Sunday, May 20, 2012

Almost There

Charles Stewart Miller (1804-1849)


My third great-grandfather

Me --> Bruce Albert Buchanan --> Robert Amos Buchanan --> June Miller Eckstein Buchanan --> James Miller --> Charles Stewart Miller



The Millers were coal miners in Scotland. Life as a coal miner in Scotland wasn't easy. Charles' children are working in horrible conditions and not getting an education.  A Child Labor Law protecting young coal miners had just barely been passed.  Then his sixteen-year-old son comes home one day and tells him he has joined a new religion.  He wants Charles to join it to.  He does. Two years later he takes his wife and his 11 children and they set sail for America.

I think that the idea of emigrating to Utah would have seemed like both a spiritual and temporal salvation.  He could leave the horrid working conditions of coal mining and seek a better life for his children.  They would be able to go to school and not face the dangers of accidents and explosions.

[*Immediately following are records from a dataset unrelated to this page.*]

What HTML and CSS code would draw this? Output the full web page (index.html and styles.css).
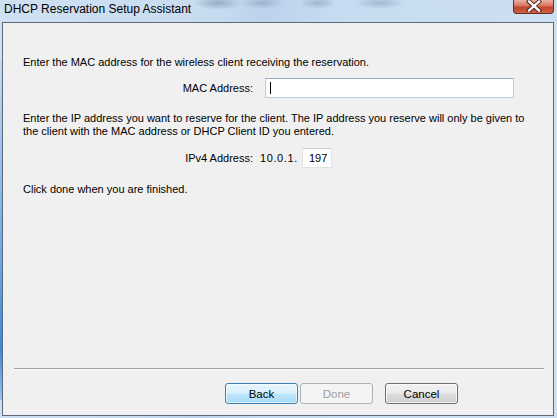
FILE: index.html
```html
<!DOCTYPE html>
<html>
<head>
<meta charset="utf-8">
<link rel="stylesheet" href="styles.css">
</head>
<body>
<div class="window">
  <div class="titlebar">
    <span class="title">DHCP Reservation Setup Assistant</span>
    <div class="close">
      <svg width="18" height="12" viewBox="0 0 18 12">
        <path d="M4 1.5 L14 10.5 M14 1.5 L4 10.5" stroke="#3d1a16" stroke-width="4.2" stroke-linecap="square" fill="none"/>
        <path d="M4 1.5 L14 10.5 M14 1.5 L4 10.5" stroke="#ffffff" stroke-width="2.4" stroke-linecap="square" fill="none"/>
      </svg>
    </div>
  </div>
  <div class="client">
    <div class="content">
      <p class="text intro">Enter the MAC address for the wireless client receiving the reservation.</p>
      <div class="row mac">
        <span class="lbl">MAC Address:</span>
        <div class="input wide"><span class="caret"></span></div>
      </div>
      <p class="text para">Enter the IP address you want to reserve for the client. The IP address you reserve will only be given to<br>the client with the MAC address or DHCP Client ID you entered.</p>
      <div class="row ip">
        <span class="lbl">IPv4 Address:</span>
        <span class="prefix">10.0.1.</span>
        <div class="input small">197</div>
      </div>
      <p class="text done-note">Click done when you are finished.</p>
    </div>
    <div class="footer">
      <div class="sep"></div>
      <div class="buttons">
        <button class="btn focus">Back</button>
        <button class="btn disabled">Done</button>
        <button class="btn cancel">Cancel</button>
      </div>
    </div>
  </div>
</div>
</body>
</html>
```
FILE: styles.css
```css
html, body {
  margin: 0;
  padding: 0;
}
body {
  width: 557px;
  height: 418px;
  overflow: hidden;
  font-family: "Liberation Sans", Arial, sans-serif;
}
.window {
  width: 557px;
  height: 418px;
  display: flex;
  flex-direction: column;
  background:
    radial-gradient(ellipse 24px 7px at 218px 3px, rgba(95,115,140,0.45), rgba(95,115,140,0) 100%),
    radial-gradient(ellipse 22px 6px at 262px 3px, rgba(95,115,140,0.35), rgba(95,115,140,0) 100%),
    radial-gradient(ellipse 18px 6px at 318px 3px, rgba(95,115,140,0.35), rgba(95,115,140,0) 100%),
    radial-gradient(ellipse 26px 6px at 380px 3px, rgba(95,115,140,0.35), rgba(95,115,140,0) 100%),
    linear-gradient(100deg, #cfe0f2 0%, #c7dbf0 35%, #bcd3ec 42%, #c8dcf1 55%, #cde0f3 100%);
  position: relative;
}
.window::before {
  content: "";
  position: absolute;
  left: 0;
  top: 60px;
  width: 2px;
  height: 340px;
  background: linear-gradient(180deg, #c5d9ef 0%, #6aa6e6 60%, #3a86e0 85%, #9cc2ec 100%);
}
.titlebar {
  height: 22px;
  flex: none;
  display: flex;
  justify-content: space-between;
  align-items: flex-start;
}
.title {
  font-family: "Liberation Sans", Arial, sans-serif;
  font-size: 12px;
  line-height: 16px;
  padding: 1px 0 0 4px;
  color: #000;
}
.close {
  width: 41px;
  height: 14px;
  margin-right: 3px;
  box-sizing: border-box;
  border: 1px solid #6b2a22;
  border-top: none;
  border-radius: 0 0 4px 4px;
  background: linear-gradient(180deg, #eab0a2 0%, #d8735f 45%, #c2452c 55%, #cc6044 100%);
  display: flex;
  align-items: center;
  justify-content: center;
}
.close svg {
  display: block;
  margin-top: -2px;
}
.client {
  flex: 1;
  margin: 0 3px 2px 2px;
  border: 1px solid #5e6a78;
  background: #f0f0f0;
  display: flex;
  flex-direction: column;
  font-size: 11px;
  color: #000;
}
.content {
  flex: 1;
  padding: 33px 0 0 20px;
}
.text {
  margin: 0;
  line-height: 13px;
  white-space: nowrap;
}
.row {
  display: flex;
  align-items: center;
  height: 20px;
}
.lbl {
  width: 230px;
  text-align: right;
  flex: none;
}
.mac {
  margin-top: 9px;
}
.mac .input {
  margin-left: 12px;
}
.para {
  margin-top: 14px;
}
.ip {
  margin-top: 10px;
}
.prefix {
  margin-left: 7px;
  width: 39px;
  letter-spacing: 0.6px;
}
.ip .input {
  margin-left: 3px;
}
.input {
  box-sizing: border-box;
  height: 20px;
  background: #fff;
  display: flex;
  align-items: center;
}
.wide {
  width: 249px;
  border: 1px solid #b7cde3;
  border-top-color: #8fb0cf;
  padding-left: 4px;
}
.caret {
  width: 1px;
  height: 12px;
  background: #000;
}
.small {
  width: 30px;
  border: 1px solid #e2e2e2;
  border-top-color: #d0d0d0;
  padding-left: 6px;
}
.done-note {
  margin-top: 15px;
}
.footer {
  flex: none;
  padding-bottom: 11px;
}
.sep {
  height: 1px;
  margin: 0 9px 0 11px;
  background: #a0a0a0;
  border-bottom: 1px solid #ffffff;
}
.buttons {
  display: flex;
  justify-content: flex-end;
  padding-right: 95px;
  margin-top: 13px;
}
.btn {
  box-sizing: border-box;
  width: 73px;
  height: 21px;
  margin: 0;
  padding: 0;
  font-family: "Liberation Sans", Arial, sans-serif;
  font-size: 11.5px;
  color: #000;
  border: 1px solid #707070;
  border-radius: 3px;
  background: linear-gradient(180deg, #f2f2f2 0%, #ebebeb 48%, #dddddd 52%, #cfcfcf 100%);
  box-shadow: inset 0 0 0 1px rgba(255,255,255,0.7);
}
.btn + .btn {
  margin-left: 2px;
}
.btn.cancel {
  margin-left: 12px;
}
.btn.focus {
  border-color: #3c7fb1;
  background: linear-gradient(180deg, #eaf6fd 0%, #d9f0fc 48%, #bee6fd 52%, #a7d9f5 100%);
  box-shadow: inset 0 0 0 1px rgba(255,255,255,0.6);
}
.btn.disabled {
  color: #a0a0a0;
  border-color: #adb2b5;
  background: #f4f4f4;
  box-shadow: none;
}
```
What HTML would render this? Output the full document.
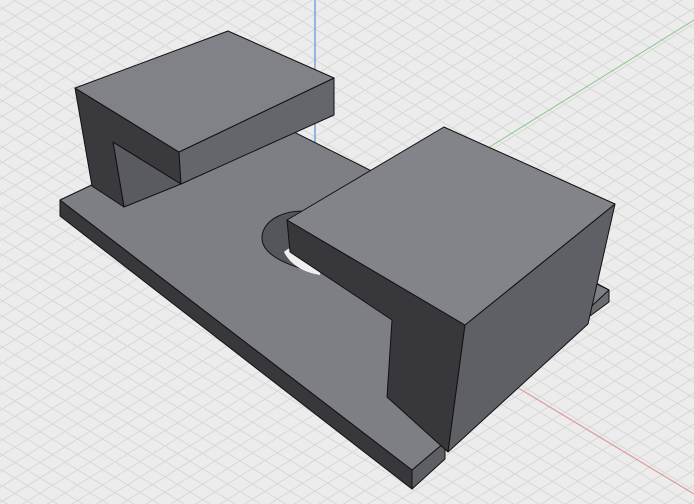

How excited he must have been to land in New Orleans and set off for St. Louis, their last stop before they reach Utah. Sitting on the riverboat he probably thought, "I'm almost there."  After landing in St. Louis, his son gets cholera and dies on June 22.  Then his wife and then another son.  Charles also gets cholera and dies on the Fourth of July.  It seems almost cruel that his life should end on the same day that the country celebrates its beginning.

Did he regret coming, knowing he was now leaving his nine remaining children as orphans in a foreign land?  Maybe he knew that my second great grandfather James would assume the role as head of the family and raise enough money so that they could leave for Utah the next year.  Maybe he knew that they would all marry and give him over 90 grandchildren.  Maybe he even received an inkling that one of those grandchildren would have a grandson who would one day become the president of the Church he had just joined.


Maybe he felt that "almost there" was close enough.